Grains: Yesterday July Beans were down 27 cents, Corn down 17 and Wheat down 52 cents. Over night Beans were 15 higher, Corn 5 higher and Wheat 11 higher. Wednesday was a particularly strong day for the dollar which had a negative effect on just about every commodity, especially the Grains and Metals. We remain long out of the money calls and/or call spreads in July Corn with the intention of holding the position through the June 10th Crop Production Report or until/if July Corn trades above the 455’0 level. I will also be looking at Nov. Beans below the 1010’0 as a buying opportunity.
Cattle: Yesterday Live Cattle closed 10 lower to 22 higher with the Aug. contract closing 12 higher at 8077. I still want to be a buyer below the 80.50 level on the Aug. contract (the recent low is 80.30).

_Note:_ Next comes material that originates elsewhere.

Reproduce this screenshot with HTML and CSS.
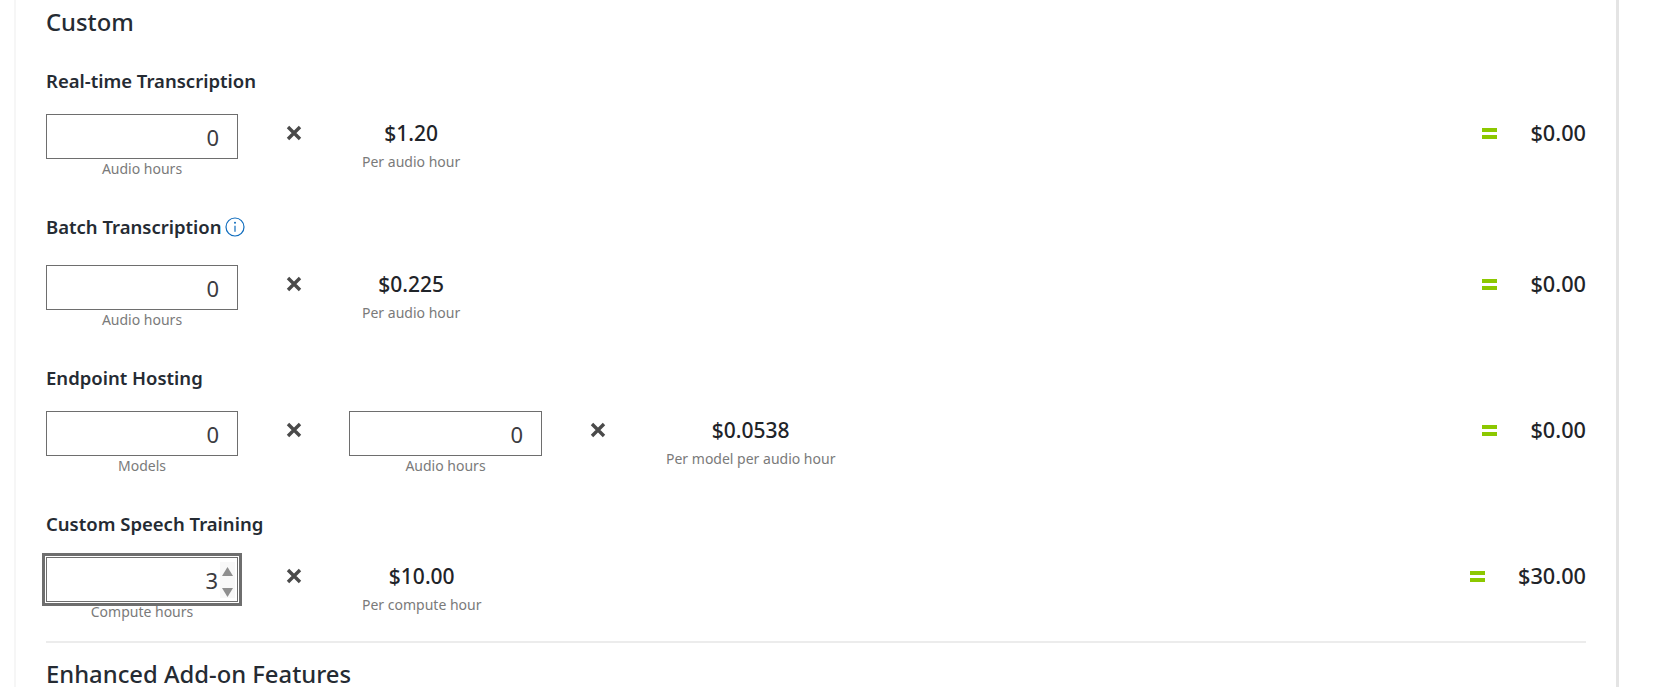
FILE: index.html
```html
<!DOCTYPE html>
<html lang="en">
<head>
    <meta charset="UTF-8">
    <title>Speech Service Pricing Calculator</title>
    <link rel="stylesheet" href="styles.css">
</head>
<body>
    <div class="panel">
        <h2 class="section-title">Custom</h2>

        <div class="meter meter-first">
            <h3 class="meter-title">Real-time Transcription</h3>
            <div class="calc-row">
                <div class="field">
                    <input class="qty" type="text" value="0" aria-label="Audio hours">
                    <span class="caption">Audio hours</span>
                </div>
                <span class="times"><svg viewBox="0 0 16 16"><path d="M2 2l12 12M14 2L2 14"/></svg></span>
                <div class="price">
                    <strong>$1.20</strong>
                    <span class="caption">Per audio hour</span>
                </div>
                <span class="equals"></span>
                <span class="total">$0.00</span>
            </div>
        </div>

        <div class="meter meter-info">
            <h3 class="meter-title">Batch Transcription
                <svg class="info" viewBox="0 0 20 20"><circle cx="10" cy="10" r="9"/><path d="M10 8.8v6"/><circle class="dot" cx="10" cy="5.8" r="1"/></svg>
            </h3>
            <div class="calc-row">
                <div class="field">
                    <input class="qty" type="text" value="0" aria-label="Audio hours">
                    <span class="caption">Audio hours</span>
                </div>
                <span class="times"><svg viewBox="0 0 16 16"><path d="M2 2l12 12M14 2L2 14"/></svg></span>
                <div class="price">
                    <strong>$0.225</strong>
                    <span class="caption">Per audio hour</span>
                </div>
                <span class="equals"></span>
                <span class="total">$0.00</span>
            </div>
        </div>

        <div class="meter">
            <h3 class="meter-title">Endpoint Hosting</h3>
            <div class="calc-row">
                <div class="field">
                    <input class="qty" type="text" value="0" aria-label="Models">
                    <span class="caption">Models</span>
                </div>
                <span class="times"><svg viewBox="0 0 16 16"><path d="M2 2l12 12M14 2L2 14"/></svg></span>
                <div class="field field-wide">
                    <input class="qty" type="text" value="0" aria-label="Audio hours">
                    <span class="caption">Audio hours</span>
                </div>
                <span class="times"><svg viewBox="0 0 16 16"><path d="M2 2l12 12M14 2L2 14"/></svg></span>
                <div class="price">
                    <strong>$0.0538</strong>
                    <span class="caption">Per model per audio hour</span>
                </div>
                <span class="equals"></span>
                <span class="total">$0.00</span>
            </div>
        </div>

        <div class="meter meter-last">
            <h3 class="meter-title">Custom Speech Training</h3>
            <div class="calc-row">
                <div class="field">
                    <div class="spin-wrap">
                        <input class="qty qty-focus" type="text" value="3" aria-label="Compute hours">
                        <span class="spinner">
                            <svg viewBox="0 0 10 8"><path d="M5 0l5 8H0z"/></svg>
                            <svg viewBox="0 0 10 8"><path d="M0 0h10L5 8z"/></svg>
                        </span>
                    </div>
                    <span class="caption">Compute hours</span>
                </div>
                <span class="times"><svg viewBox="0 0 16 16"><path d="M2 2l12 12M14 2L2 14"/></svg></span>
                <div class="price">
                    <strong>$10.00</strong>
                    <span class="caption">Per compute hour</span>
                </div>
                <span class="equals"></span>
                <span class="total">$30.00</span>
            </div>
        </div>

        <hr class="divider">
        <h2 class="section-title addon-title">Enhanced Add-on Features</h2>
    </div>
</body>
</html>
```

FILE: styles.css
```css
html, body {
    height: 687px;
    overflow: hidden;
}

body {
    margin: 0;
    background-color: white;
    color: #252b33;
    font-family: "Noto Sans", "Open Sans", Arial, sans-serif;
}

.panel {
    width: 1540px;
    height: 687px;
    margin-left: 14px;
    padding: 0 30px;
    border-left: 2px solid #f6f6f6;
    border-right: 3px solid #e4e4e4;
    overflow: hidden;
}

.section-title {
    margin: 0;
    padding-top: 6px;
    height: 33px;
    line-height: 33px;
    font-size: 23.8px;
    font-weight: 500;
}

.meter {
    height: 146px;
}

.meter-first {
    margin-top: 30px;
}

.meter-info {
    height: 151px;
}

.meter-info .calc-row {
    margin-top: 26px;
}

.meter-last {
    height: 129px;
}

.meter-title {
    display: flex;
    align-items: center;
    gap: 3px;
    margin: 0;
    height: 24px;
    line-height: 24px;
    font-size: 18.5px;
    font-weight: 600;
}

.info {
    width: 20px;
    height: 20px;
    fill: none;
    stroke: #0f6cbd;
    stroke-width: 1.2;
}

.info .dot {
    fill: #0f6cbd;
    stroke: none;
}

.calc-row {
    display: flex;
    align-items: flex-start;
    margin-top: 21px;
}

.field {
    display: flex;
    flex-direction: column;
    align-items: center;
    width: 192px;
}

.field-wide {
    width: 193px;
}

.qty {
    box-sizing: border-box;
    width: 100%;
    height: 45px;
    padding: 1px 18px 0 8px;
    border: 1px solid #6e6e6e;
    border-radius: 0;
    background-color: white;
    color: #3c3c41;
    font-family: inherit;
    font-size: 22px;
    text-align: right;
}

.caption {
    margin-top: 1px;
    color: #7a7a7a;
    font-size: 14px;
    line-height: 18px;
    white-space: nowrap;
}

.times {
    display: flex;
    justify-content: center;
    width: 16px;
    margin: 11px 47px 0 48px;
}

.times svg {
    width: 16px;
    height: 16px;
    fill: none;
    stroke: #4a4a4a;
    stroke-width: 3.4;
}

.price {
    display: flex;
    flex-direction: column;
    align-items: center;
    padding: 5px 13px 0;
}

.price strong {
    line-height: 28px;
    margin-bottom: 5px;
    font-size: 21px;
    font-weight: 500;
    color: #1f2429;
}

.equals {
    box-sizing: border-box;
    width: 15px;
    height: 11px;
    margin: 14px 33px 0 auto;
    border-top: 4px solid #8cc800;
    border-bottom: 4px solid #8cc800;
}

.total {
    margin-top: 5px;
    line-height: 28px;
    font-size: 21.7px;
    font-weight: 500;
    color: #1f2429;
}

.spin-wrap {
    position: relative;
    width: 100%;
}

.qty-focus {
    display: block;
    outline: 3px solid #6e6e6e;
    outline-offset: 1px;
    padding-right: 19px;
}

.spinner {
    position: absolute;
    top: 5px;
    right: 3px;
    box-sizing: border-box;
    display: flex;
    flex-direction: column;
    justify-content: space-between;
    align-items: center;
    width: 15px;
    height: 36px;
    padding: 5px 0 1px;
    background-color: #f8f8f8;
}

.spinner svg {
    width: 11px;
    height: 9px;
    fill: #8e8e8e;
}

.divider {
    margin: 0;
    border: none;
    border-top: 2px solid #ececec;
}

.addon-title {
    margin-top: 15px;
    padding-top: 0;
}
```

Silver: July Silver is currently 8 cents lower at 15.25. Over night the market traded below my recommended sell stop for long positions of 15.10, making a low of 15.06. I will be a buyer below the 14.60 level if the market allows.

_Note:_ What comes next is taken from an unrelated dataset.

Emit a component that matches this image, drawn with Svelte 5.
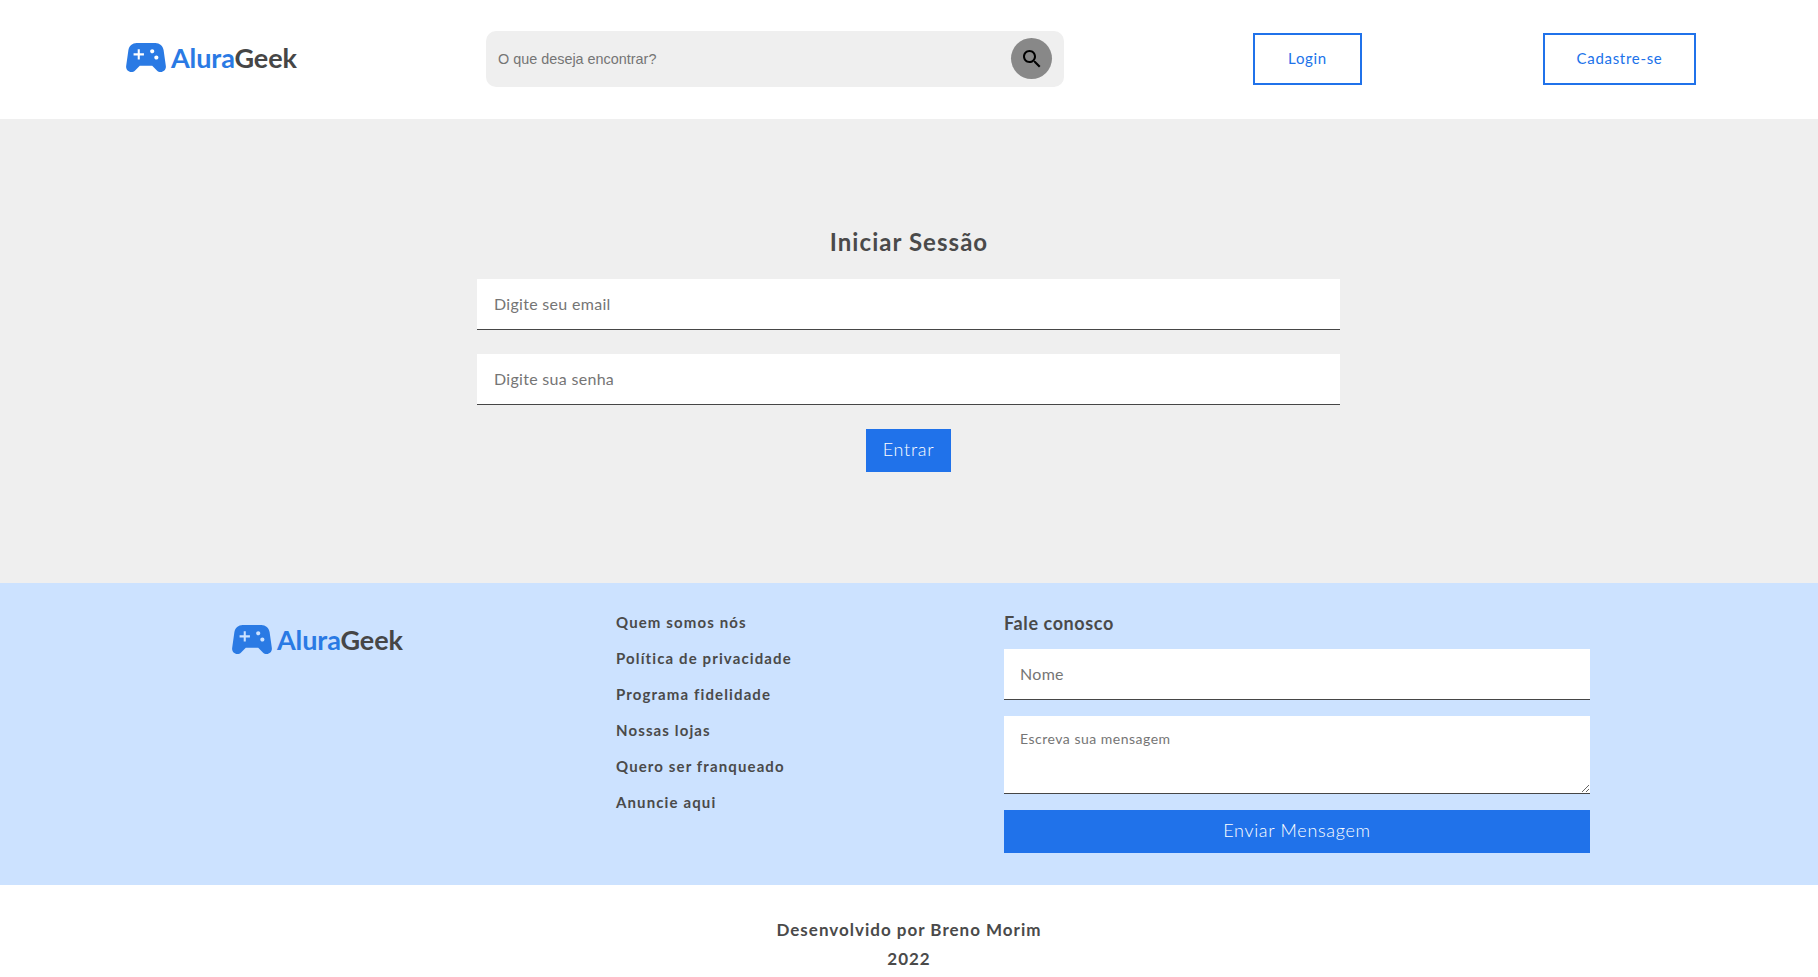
<script>
  const links = [
    'Quem somos nós',
    'Política de privacidade',
    'Programa fidelidade',
    'Nossas lojas',
    'Quero ser franqueado',
    'Anuncie aqui'
  ];
</script>

{#snippet logo()}
  <div class="logo">
    <svg width="40" height="29" viewBox="2.4 5 19.2 14" aria-hidden="true">
      <path fill="#2a7ae4" d="M21.58 16.09l-1.09-7.66C20.21 6.46 18.52 5 16.53 5H7.47C5.48 5 3.79 6.46 3.51 8.43l-1.09 7.66C2.2 17.63 3.39 19 4.94 19c.68 0 1.32-.27 1.8-.75L9 16h6l2.25 2.25c.48.48 1.13.75 1.8.75 1.56 0 2.75-1.37 2.53-2.91zM11 11H9v2H8v-2H6v-1h2V8h1v2h2v1zm4-1c-.55 0-1-.45-1-1s.45-1 1-1 1 .45 1 1-.45 1-1 1zm2 3c-.55 0-1-.45-1-1s.45-1 1-1 1 .45 1 1-.45 1-1 1z" />
    </svg>
    <span class="logo-text"><span class="alura">Alura</span>Geek</span>
  </div>
{/snippet}

<header class="header">
  <div class="header-logo">
    {@render logo()}
  </div>
  <div class="search">
    <input type="text" placeholder="O que deseja encontrar?" />
    <button class="search-btn" aria-label="Buscar">
      <svg width="24" height="24" viewBox="0 0 24 24">
        <path d="M15.5 14h-.79l-.28-.27C15.41 12.59 16 11.11 16 9.5 16 5.91 13.09 3 9.5 3S3 5.91 3 9.5 5.91 16 9.5 16c1.61 0 3.09-.59 4.23-1.57l.27.28v.79l5 4.99L20.49 19l-4.99-5zm-6 0C7.01 14 5 11.99 5 9.5S7.01 5 9.5 5 14 7.01 14 9.5 11.99 14 9.5 14z" />
      </svg>
    </button>
  </div>
  <a class="outline login" href="#login">Login</a>
  <a class="outline signup" href="#cadastro">Cadastre-se</a>
</header>

<main class="main">
  <h1>Iniciar Sessão</h1>
  <form class="login-form">
    <input class="field" type="email" placeholder="Digite seu email" />
    <input class="field" type="password" placeholder="Digite sua senha" />
    <button class="primary enter" type="button">Entrar</button>
  </form>
</main>

<footer class="footer">
  <div class="footer-logo">
    {@render logo()}
  </div>
  <ul class="links">
    {#each links as link}
      <li><a href="#link">{link}</a></li>
    {/each}
  </ul>
  <form class="contact">
    <h2>Fale conosco</h2>
    <input class="field small" type="text" placeholder="Nome" />
    <textarea class="field message" placeholder="Escreva sua mensagem"></textarea>
    <button class="primary send" type="button">Enviar Mensagem</button>
  </form>
</footer>

<div class="credits">
  <p>Desenvolvido por Breno Morim</p>
  <p>2022</p>
</div>

<style>
  :global(body) {
    margin: 0;
    background: #fff;
    font-family: 'Lato', 'Liberation Sans', sans-serif;
    color: #4a4a4a;
  }

  .header {
    box-sizing: border-box;
    height: 119px;
    padding: 0 0 2px 126px;
    display: grid;
    grid-template-columns: 360px 767px 290px 153px;
    align-items: center;
    background: #fff;
  }

  .header-logo {
    margin-bottom: 2px;
  }

  .logo {
    display: flex;
    align-items: center;
    gap: 5px;
  }

  .logo-text {
    font-size: 27px;
    line-height: 29px;
    font-weight: 700;
    letter-spacing: -0.1px;
    color: #464646;
  }

  .alura {
    color: #2a7ae4;
  }

  .search {
    box-sizing: border-box;
    width: 578px;
    height: 56px;
    padding: 0 12px;
    display: flex;
    align-items: center;
    justify-content: space-between;
    background: #efefef;
    border-radius: 10px;
  }

  .search input {
    flex: 1;
    border: 0;
    padding: 0;
    outline: 0;
    background: transparent;
    font-family: 'Liberation Sans', Arial, sans-serif;
    font-size: 14.4px;
  }

  .search-btn {
    width: 41px;
    height: 41px;
    padding: 0;
    border: 0;
    border-radius: 50%;
    background: #888;
    display: flex;
    align-items: center;
    justify-content: center;
  }

  .outline {
    box-sizing: border-box;
    height: 52px;
    padding-bottom: 2px;
    display: flex;
    align-items: center;
    justify-content: center;
    border: 2px solid #2072ea;
    color: #2072ea;
    font-size: 15px;
    letter-spacing: 0.7px;
    text-decoration: none;
  }

  .login {
    width: 109px;
  }

  .signup {
    width: 153px;
  }

  .main {
    box-sizing: border-box;
    height: 464px;
    padding-top: 108px;
    background: #efefef;
    display: flex;
    flex-direction: column;
    align-items: center;
  }

  h1 {
    margin: 0 0 22px;
    font-size: 24px;
    line-height: 30px;
    font-weight: 700;
    letter-spacing: 1.05px;
    color: #4a4a4a;
  }

  .login-form {
    width: 863px;
    margin-right: 1px;
    display: flex;
    flex-direction: column;
    align-items: center;
    gap: 24px;
  }

  .field {
    box-sizing: border-box;
    display: block;
    width: 100%;
    height: 51px;
    padding: 0 17px 2px;
    border: 0;
    border-bottom: 1px solid #464646;
    border-radius: 0;
    outline: 0;
    background: #fff;
    font-family: 'Lato', 'Liberation Sans', sans-serif;
    font-size: 16px;
    letter-spacing: 0.3px;
  }

  .primary {
    padding: 0 0 3px;
    border: 0;
    background: #2072ea;
    color: #fff;
    font-family: 'Lato', 'Liberation Sans', sans-serif;
    font-weight: 300;
    font-size: 18px;
    letter-spacing: 0.7px;
  }

  .enter {
    width: 85px;
    height: 43px;
  }

  .footer {
    box-sizing: border-box;
    height: 302px;
    padding: 29px 0 0 232px;
    display: grid;
    grid-template-columns: 384px 388px 586px;
    align-items: start;
    background: #cce2ff;
  }

  .footer-logo {
    padding-top: 13px;
  }

  .links {
    list-style: none;
    margin: 0;
    padding: 0;
    display: flex;
    flex-direction: column;
    gap: 16px;
  }

  .links li {
    line-height: 20px;
    font-size: 15px;
    font-weight: 700;
    letter-spacing: 1.12px;
  }

  .links a {
    color: #4a4a4a;
    text-decoration: none;
  }

  .contact {
    display: flex;
    flex-direction: column;
  }

  h2 {
    margin: 0 0 15px;
    line-height: 22px;
    font-size: 18px;
    font-weight: 700;
    letter-spacing: 0.6px;
    color: #4a4a4a;
  }

  .small {
    padding: 0 16px 2px;
    margin-bottom: 16px;
  }

  .message {
    height: 78px;
    padding: 14px 16px;
    margin-bottom: 16px;
    font-size: 14px;
    letter-spacing: 0.5px;
    resize: vertical;
  }

  .send {
    height: 43px;
  }

  .credits {
    height: 92px;
    box-sizing: border-box;
    padding-top: 30px;
    text-align: center;
    background: #fff;
  }

  .credits p {
    margin: 0;
    line-height: 29px;
    font-size: 17px;
    font-weight: 700;
    letter-spacing: 1px;
    color: #4a4a4a;
  }
</style>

S&P's: June S&P’s are currently 3.00 higher at 934.75. Yesterday the market traded slightly below my near term downside objective of the 924.00 level. Once this occurred the market also rallied back up through my recommended buy stop of 932.00, taking us out of our short position. For the short term support continues in the 924.00 area and resistance at 942.00. I still prefer the short side of the market on rallies.

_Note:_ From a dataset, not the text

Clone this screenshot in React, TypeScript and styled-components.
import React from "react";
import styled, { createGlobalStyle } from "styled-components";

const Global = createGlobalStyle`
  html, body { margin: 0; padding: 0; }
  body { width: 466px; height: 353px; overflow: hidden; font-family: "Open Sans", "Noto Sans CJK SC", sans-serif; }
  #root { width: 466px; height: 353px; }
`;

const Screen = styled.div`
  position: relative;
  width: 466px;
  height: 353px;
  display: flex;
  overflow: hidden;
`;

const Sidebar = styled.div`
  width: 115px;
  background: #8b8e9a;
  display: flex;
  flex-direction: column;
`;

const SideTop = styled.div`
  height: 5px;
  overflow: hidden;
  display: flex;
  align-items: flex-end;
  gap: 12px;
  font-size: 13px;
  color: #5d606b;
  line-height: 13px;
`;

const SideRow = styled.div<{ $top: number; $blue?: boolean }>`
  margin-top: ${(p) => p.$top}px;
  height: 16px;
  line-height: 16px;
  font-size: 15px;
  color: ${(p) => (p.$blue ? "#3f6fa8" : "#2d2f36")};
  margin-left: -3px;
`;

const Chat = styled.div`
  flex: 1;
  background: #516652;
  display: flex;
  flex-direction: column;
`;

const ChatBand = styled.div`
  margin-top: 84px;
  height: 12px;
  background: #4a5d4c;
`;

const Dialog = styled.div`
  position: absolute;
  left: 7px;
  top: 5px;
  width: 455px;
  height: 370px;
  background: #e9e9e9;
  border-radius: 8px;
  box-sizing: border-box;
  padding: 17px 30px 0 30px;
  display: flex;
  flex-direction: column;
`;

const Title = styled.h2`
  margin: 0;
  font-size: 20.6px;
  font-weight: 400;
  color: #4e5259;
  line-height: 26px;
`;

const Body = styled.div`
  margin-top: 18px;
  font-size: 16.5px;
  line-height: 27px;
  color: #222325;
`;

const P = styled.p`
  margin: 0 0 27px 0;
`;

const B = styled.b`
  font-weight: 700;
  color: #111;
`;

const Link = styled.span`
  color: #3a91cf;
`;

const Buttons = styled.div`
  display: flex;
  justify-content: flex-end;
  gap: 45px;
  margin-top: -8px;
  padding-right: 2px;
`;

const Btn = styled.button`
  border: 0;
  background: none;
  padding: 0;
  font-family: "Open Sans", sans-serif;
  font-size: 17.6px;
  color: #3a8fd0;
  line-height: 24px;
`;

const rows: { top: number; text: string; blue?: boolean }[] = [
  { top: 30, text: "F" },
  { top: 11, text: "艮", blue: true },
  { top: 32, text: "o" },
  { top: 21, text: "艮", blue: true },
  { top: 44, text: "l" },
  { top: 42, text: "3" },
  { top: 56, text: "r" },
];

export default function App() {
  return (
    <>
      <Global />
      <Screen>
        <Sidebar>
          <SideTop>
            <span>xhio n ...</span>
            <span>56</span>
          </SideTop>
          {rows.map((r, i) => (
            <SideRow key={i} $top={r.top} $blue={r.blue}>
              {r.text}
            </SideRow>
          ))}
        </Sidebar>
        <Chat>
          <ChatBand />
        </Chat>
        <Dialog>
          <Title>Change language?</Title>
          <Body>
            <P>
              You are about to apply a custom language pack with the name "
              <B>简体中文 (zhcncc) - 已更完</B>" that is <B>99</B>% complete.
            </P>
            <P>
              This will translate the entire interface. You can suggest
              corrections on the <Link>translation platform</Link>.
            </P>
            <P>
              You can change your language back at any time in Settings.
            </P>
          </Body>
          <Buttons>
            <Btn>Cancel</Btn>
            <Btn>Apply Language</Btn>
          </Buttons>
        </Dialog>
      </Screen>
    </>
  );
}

Currencies: As of this writing the June Euro is 30 higher at 1.4162, the Swiss 21 higher, the Yen 101 lower and the Pound 48 lower 1.6229. The June Dollar Index is 5 lower at 79.485. Yesterday the dollar had more than a 1% recovery from recent lows. I must admit that I like the idea of looking for a bottom in the Dollar but a one day rally is not enough for me to enter the market. I remain on the sidelines.
Financials: Bonds are currently 25 lower at 115’15, the 10 Yr. Notes 15 lower, the 5 Yr. Notes 6 lower and the 2 Yr. Notes 2 lower. Dec. Eurodollars are presently 3 lower at 99.065. We remain short the 2 Yr. Notes and the Dec. Eurodollars. This morning’s weekly jobs report showed a decline in Jobless Claims of 4,000 versus expectations of a decline of 3,000. Continuing claims were down 15,000 to 6,735,000. No major surprises. Support and resistance for Sept. Bonds continue at 114’24 to 117’15.